From the graph above we can see that some datastores would require attention soon, as we are running out of free disk space :)

Let's check our Virtual Machines now. Using the Python script below we can get an overview of our environment and see how many of the Virtual Machines are running VMware Tools and how many are not.

First let's export the Virtual Machines data from our vSphere environment using vPoller:

  1. $ vpoller-client -H vpoller.helpers.csvhelper -m vm.discover -p guest.toolsRunningStatus -V vc01.example.org > vms-tools-state.csv

And here is the Python script we are going to use:

  1. #!/usr/bin/env python
  2.  
  3. import numpy as np
  4. import matplotlib.pyplot as plt
  5.  
  6. def main():
  7.     data = np.genfromtxt(
  8.         fname='vms-tools-state.csv',
  9.         delimiter=',',
  10.         dtype=None,
  11.         skip_header=True
  12.     )
  13.    
  14.     # Get the Virtual Machines state of VMware Tools
  15.     vm_states = {}
  16.     for item in data:
  17.         name, state = item[1], item[0]
  18.        
  19.         if state in vm_states:
  20.             vm_states[state].append(name)
  21.         else:
  22.             vm_states[state] = [name]
  23.  
  24.     # Calculate percentage
  25.     total_vms = len(data)
  26.     labels    = sorted(vm_states)
  27.     sizes     = []
  28.  
  29.     for state in labels:
  30.         num_vms    = len(vm_states[state])
  31.         percentage = float(num_vms) / float(total_vms) * 100.0
  32.         sizes.append(percentage)
  33.  
  34.     # Get the index of the larger slice in the pie
  35.     explode   = [0 for n in xrange(len(labels))]
  36.     max_index = sizes.index(max(sizes))
  37.     explode[max_index] = 0.1
  38.  
  39.     plt.pie(
  40.         sizes,
  41.         explode=explode,
  42.         labels=labels,
  43.         autopct='%1.1f%%',
  44.         shadow=True,
  45.         startangle=90
  46.     )
  47.  
  48.     plt.axis('equal')
  49.     plt.savefig('vms-tools-state.png')
  50.  
  51. if __name__ == '__main__':
  52.     main()

And here is the result from our script:

Oh boy, seems like we do have a significant number of Virtual Machines that we need to take care of and get VMware Tools up and running there.

As a last example we will see how to get and overview of the Operating Systems we run in our environment.
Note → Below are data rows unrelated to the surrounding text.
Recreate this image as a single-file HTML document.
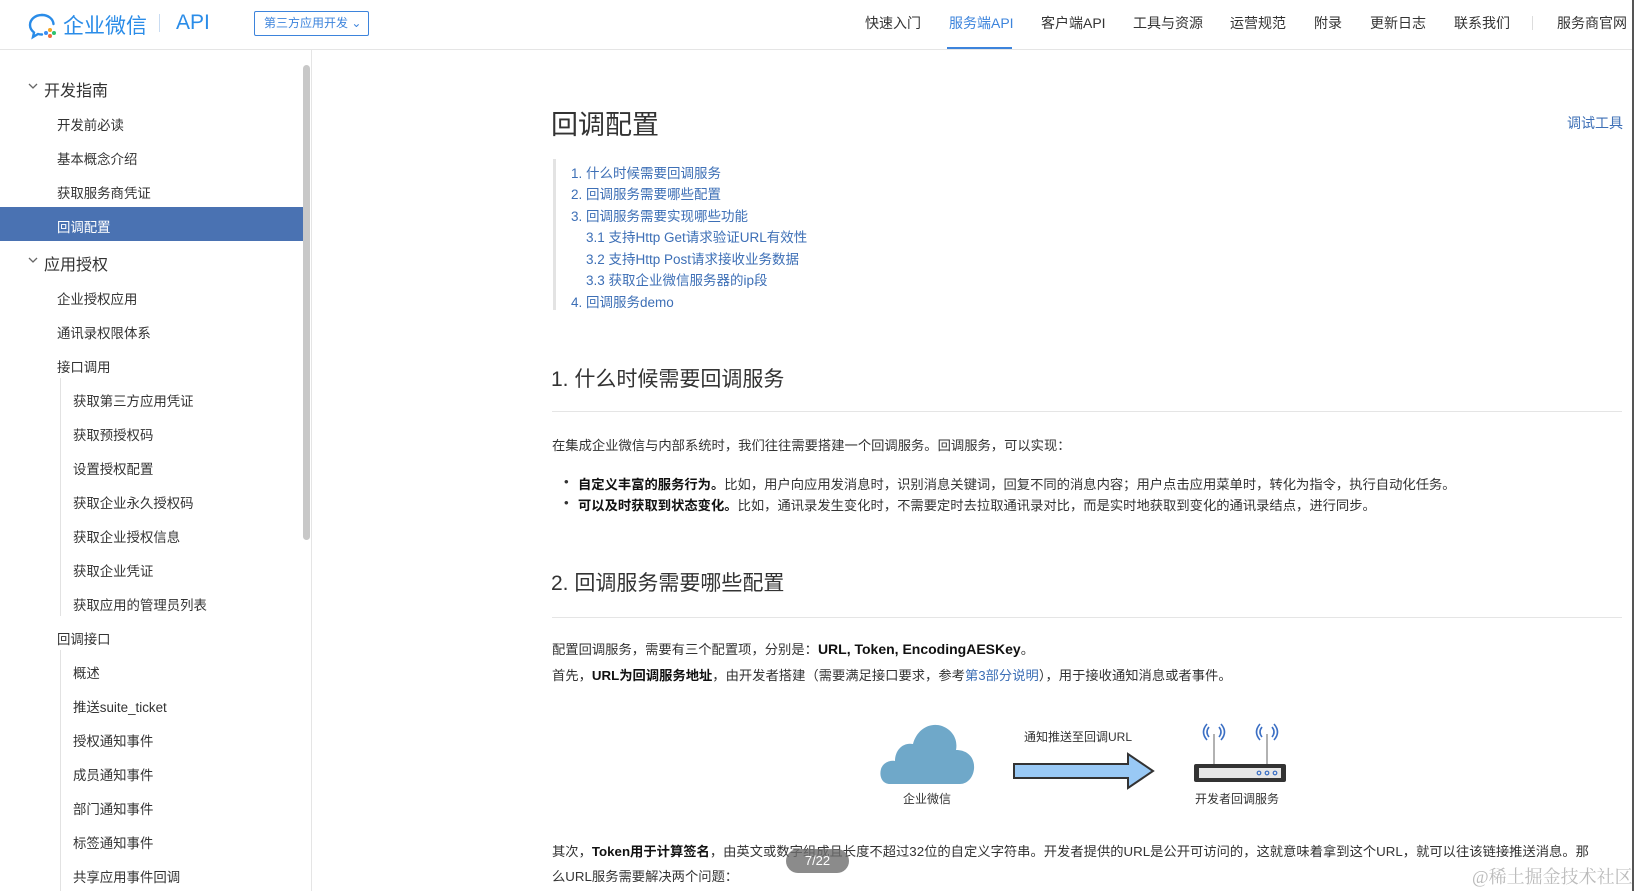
<!DOCTYPE html>
<html><head><meta charset="utf-8"><style>
*{margin:0;padding:0;box-sizing:border-box}
body{width:1638px;height:891px;overflow:hidden;background:#fff;font-family:"Liberation Sans","Noto Sans CJK SC",sans-serif;color:#333;position:relative}
.a{position:absolute;white-space:nowrap}
.nav{top:13px;font-size:14px;color:#333}
.side{font-size:13.4px;color:#333;left:57px}
.sub{left:73px;font-size:13.4px;color:#333}
.toc{font-size:13.5px;color:#3d6fb6}
.p{font-size:13.3px;color:#333;left:552px}
b{color:#111}
</style></head><body>
<!-- header -->
<div class="a" style="left:0;top:49px;width:1632px;height:1px;background:#e5e5e5"></div>
<svg class="a" style="left:28px;top:12px" width="30" height="28" viewBox="0 0 30 28"><path d="M14 3C7 3 2 7.5 2 13c0 3 1.5 5.5 4 7.5L5 25l5-3c1.3.4 2.6.5 4 .5" fill="none" stroke="#2a8ce8" stroke-width="2.4" stroke-linecap="round"/><path d="M14 3c6.5 0 11 4 11.5 9" fill="none" stroke="#2a8ce8" stroke-width="2.4" stroke-linecap="round"/><circle cx="22" cy="18" r="2" fill="#f5a623"/><circle cx="26" cy="21" r="2" fill="#2ec26d"/><circle cx="22" cy="24" r="2" fill="#f06a3a"/><circle cx="18" cy="21" r="2" fill="#3c8df5"/></svg>
<div class="a" style="left:63px;top:10px;font-size:21px;color:#2a8ce8">企业微信</div>
<div class="a" style="left:159px;top:14px;width:1px;height:18px;background:#c9dcf2"></div>
<div class="a" style="left:176px;top:11px;font-size:21px;color:#2a8ce8">API</div>
<div class="a" style="left:254px;top:11px;width:115px;height:25px;border:1px solid #3d84dc;border-radius:2px;font-size:12px;color:#3d84dc;line-height:23px;padding-left:9px">第三方应用开发 ⌄</div>
<div class="a nav" style="left:865px">快速入门</div>
<div class="a nav" style="left:949px;color:#3d84dc">服务端API</div>
<div class="a" style="left:947px;top:47px;width:65px;height:2px;background:#3d84dc"></div>
<div class="a nav" style="left:1041px">客户端API</div>
<div class="a nav" style="left:1133px">工具与资源</div>
<div class="a nav" style="left:1230px">运营规范</div>
<div class="a nav" style="left:1314px">附录</div>
<div class="a nav" style="left:1370px">更新日志</div>
<div class="a nav" style="left:1454px">联系我们</div>
<div class="a" style="left:1532px;top:16px;width:1px;height:14px;background:#ddd"></div>
<div class="a nav" style="left:1557px">服务商官网</div>
<div class="a" style="left:1632px;top:0;width:2px;height:891px;background:#555"></div>
<!-- sidebar -->
<div class="a" style="left:311px;top:50px;width:1px;height:841px;background:#e5e5e5"></div>
<div class="a" style="left:303px;top:65px;width:7px;height:475px;background:#c8c8c8;border-radius:4px"></div>
<div class="a" style="left:0;top:207px;width:303px;height:34px;background:#4a72b2"></div>
<svg class="a" style="left:28px;top:83px" width="10" height="7" viewBox="0 0 10 7"><path d="M1 1l4 4 4-4" fill="none" stroke="#666" stroke-width="1.3"/></svg>
<div class="a" style="left:44px;top:77px;font-size:16px;color:#333">开发指南</div>
<div class="a side" style="top:114px">开发前必读</div>
<div class="a side" style="top:148px">基本概念介绍</div>
<div class="a side" style="top:182px">获取服务商凭证</div>
<div class="a side" style="top:216px;color:#fff">回调配置</div>
<svg class="a" style="left:28px;top:257px" width="10" height="7" viewBox="0 0 10 7"><path d="M1 1l4 4 4-4" fill="none" stroke="#666" stroke-width="1.3"/></svg>
<div class="a" style="left:44px;top:251px;font-size:16px;color:#333">应用授权</div>
<div class="a side" style="top:288px">企业授权应用</div>
<div class="a side" style="top:322px">通讯录权限体系</div>
<div class="a side" style="top:356px">接口调用</div>
<div class="a" style="left:60px;top:378px;width:1px;height:238px;background:#e2e2e2"></div>
<div class="a sub" style="top:390px">获取第三方应用凭证</div>
<div class="a sub" style="top:424px">获取预授权码</div>
<div class="a sub" style="top:458px">设置授权配置</div>
<div class="a sub" style="top:492px">获取企业永久授权码</div>
<div class="a sub" style="top:526px">获取企业授权信息</div>
<div class="a sub" style="top:560px">获取企业凭证</div>
<div class="a sub" style="top:594px">获取应用的管理员列表</div>
<div class="a side" style="top:628px">回调接口</div>
<div class="a" style="left:60px;top:650px;width:1px;height:241px;background:#e2e2e2"></div>
<div class="a sub" style="top:662px">概述</div>
<div class="a sub" style="top:696px">推送suite_ticket</div>
<div class="a sub" style="top:730px">授权通知事件</div>
<div class="a sub" style="top:764px">成员通知事件</div>
<div class="a sub" style="top:798px">部门通知事件</div>
<div class="a sub" style="top:832px">标签通知事件</div>
<div class="a sub" style="top:866px">共享应用事件回调</div>
<!-- content -->
<div class="a" style="left:551px;top:103px;font-size:27px;color:#333">回调配置</div>
<div class="a" style="left:1567px;top:113px;font-size:14px;color:#3d6fb6">调试工具</div>
<div class="a" style="left:553px;top:159px;width:3px;height:151px;background:#e3e3e3"></div>
<div class="a toc" style="left:571px;top:162px">1. 什么时候需要回调服务</div>
<div class="a toc" style="left:571px;top:183px">2. 回调服务需要哪些配置</div>
<div class="a toc" style="left:571px;top:205px">3. 回调服务需要实现哪些功能</div>
<div class="a toc" style="left:586px;top:226px">3.1 支持Http Get请求验证URL有效性</div>
<div class="a toc" style="left:586px;top:248px">3.2 支持Http Post请求接收业务数据</div>
<div class="a toc" style="left:586px;top:269px">3.3 获取企业微信服务器的ip段</div>
<div class="a toc" style="left:571px;top:291px">4. 回调服务demo</div>
<div class="a" style="left:551px;top:363px;font-size:21px;color:#333">1. 什么时候需要回调服务</div>
<div class="a" style="left:552px;top:411px;width:1070px;height:1px;background:#e5e5e5"></div>
<div class="a p" style="top:435px">在集成企业微信与内部系统时，我们往往需要搭建一个回调服务。回调服务，可以实现：</div>
<div class="a p" style="left:564px;top:474px">•</div>
<div class="a p" style="left:578px;top:474px"><b>自定义丰富的服务行为。</b>比如，用户向应用发消息时，识别消息关键词，回复不同的消息内容；用户点击应用菜单时，转化为指令，执行自动化任务。</div>
<div class="a p" style="left:564px;top:495px">•</div>
<div class="a p" style="left:578px;top:495px"><b>可以及时获取到状态变化。</b>比如，通讯录发生变化时，不需要定时去拉取通讯录对比，而是实时地获取到变化的通讯录结点，进行同步。</div>
<div class="a" style="left:551px;top:567px;font-size:21px;color:#333">2. 回调服务需要哪些配置</div>
<div class="a" style="left:552px;top:617px;width:1070px;height:1px;background:#e5e5e5"></div>
<div class="a p" style="top:639px">配置回调服务，需要有三个配置项，分别是：<b style="font-size:14px">URL, Token, EncodingAESKey</b>。</div>
<div class="a p" style="top:665px">首先，<b>URL为回调服务地址</b>，由开发者搭建（需要满足接口要求，参考<span style="color:#3d6fb6">第3部分说明</span>），用于接收通知消息或者事件。</div>
<!-- diagram -->
<svg class="a" style="left:878px;top:720px" width="100" height="66" viewBox="0 0 100 66"><path d="M12 64C4 64 1 56 3 49 5 43 11 40 17 41 17 30 25 22 35 24 39 9 52 2 64 6 75 10 80 20 78 30 90 30 97 38 96 49 95 58 89 64 82 64Z" fill="#6fa8c9"/></svg>
<div class="a" style="left:903px;top:790px;font-size:12px;color:#333">企业微信</div>
<div class="a" style="left:1024px;top:728px;font-size:12px;color:#333">通知推送至回调URL</div>
<svg class="a" style="left:1012px;top:752px" width="144" height="38" viewBox="0 0 144 38"><path d="M2 12H116V2L141 19 116 36V26H2Z" fill="#99c9f5" stroke="#333" stroke-width="2"/></svg>
<svg class="a" style="left:1192px;top:722px" width="96" height="64" viewBox="0 0 96 64"><g fill="none" stroke="#3b6fc4" stroke-width="1.6"><path d="M17 5q-4 5 0 10M15 2q-7 8 0 16M27 5q4 5 0 10M29 2q7 8 0 16"/><path d="M70 5q-4 5 0 10M68 2q-7 8 0 16M80 5q4 5 0 10M82 2q7 8 0 16"/></g><path d="M22 12V42M75 12V42" stroke="#999" stroke-width="1.5"/><rect x="2" y="42" width="92" height="18" rx="2" fill="#333"/><rect x="7" y="46" width="82" height="10" fill="#e6e6e6"/><g fill="none" stroke="#3b6fc4" stroke-width="1.2"><circle cx="67" cy="51" r="1.8"/><circle cx="75" cy="51" r="1.8"/><circle cx="83" cy="51" r="1.8"/></g></svg>
<div class="a" style="left:1195px;top:790px;font-size:12px;color:#333">开发者回调服务</div>
<div class="a p" style="top:841px">其次，<b>Token用于计算签名</b>，由英文或数字组成且长度不超过32位的自定义字符串。开发者提供的URL是公开可访问的，这就意味着拿到这个URL，就可以往该链接推送消息。那</div>
<div class="a p" style="top:866px">么URL服务需要解决两个问题：</div>
<div class="a" style="left:786px;top:849px;width:63px;height:24px;border-radius:12px;background:rgba(110,110,110,.8);color:#fff;font-size:13px;text-align:center;line-height:24px">7/22</div>
<div class="a" style="left:1472px;top:863px;font-size:18px;color:#bbb;font-family:'Liberation Serif','Noto Serif CJK SC',serif">@稀土掘金技术社区</div>
</body></html>
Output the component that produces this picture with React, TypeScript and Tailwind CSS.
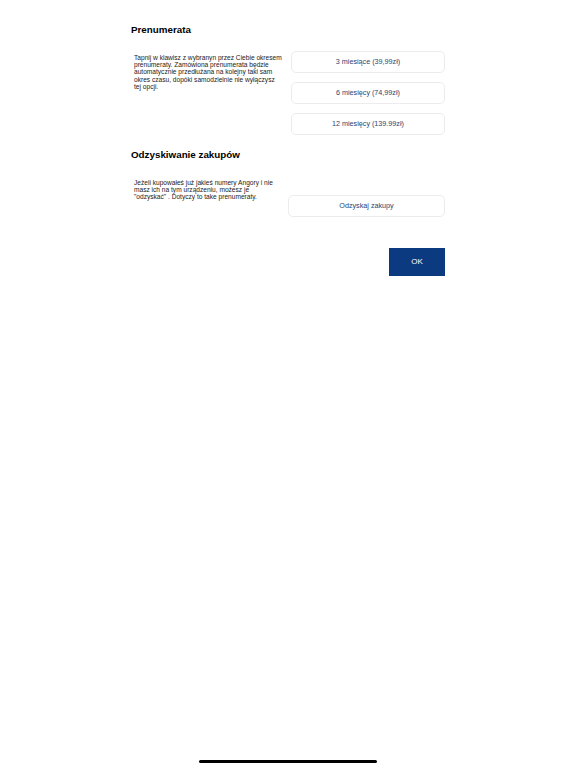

First let's export some data from our VMware vSphere environment using vPoller:

  1. $ vpoller-client -H vpoller.helpers.csvhelper -m vm.discover -p config.guestFullName -V vc01.example.org > vms-os-type.csv

Now we will use this Python script which would give us an overview of the Operating Systems we run in our environment:

  1. #!/usr/bin/env python
  2.  
  3. import numpy as np
  4. import matplotlib.pyplot as plt
  5.  
  6. def main():
  7.     data = np.genfromtxt(
  8.         fname='vms-os-type.csv',
  9.         delimiter=',',
  10.         dtype=None,
  11.         skip_header=True
  12.     )
  13.  
  14.     os_types = {}
  15.     for item in data:
  16.         os, vm = item[0], item[1]
  17.  
  18.         if os in os_types:
  19.             os_types[os].append(vm)
  20.         else:
  21.             os_types[os] = [vm]
  22.  
  23.     # Calculate percentage
  24.     total_vms = len(data)
  25.     labels    = sorted(os_types.keys())
  26.     sizes = []
  27.    
  28.     for os in labels:
  29.         num_vms    = len(os_types[os])
  30.         percentage = float(num_vms) / float(total_vms) * 100.0
  31.         sizes.append(percentage)
  32.  
  33.     # Get the larger slice from the pie
  34.     explode   = [0 for n in xrange(len(labels))]
  35.     max_index = sizes.index(max(sizes))
  36.     explode[max_index] = 0.1
  37.  
  38.     plt.pie(
  39.         sizes,
  40.         labels=labels,
  41.         explode=explode,
  42.         shadow=True,
  43.         startangle=90,
  44.         autopct='%1.1f%%'
  45.     )
  46.  
  47.     plt.axis('equal')
  48.     plt.savefig('vms-os-types.png', bbox_inches='tight')
  49.  
  50. if __name__ == '__main__':
  51.     main()

And this is how the result from our script looks like:

And that was all, hope you liked it!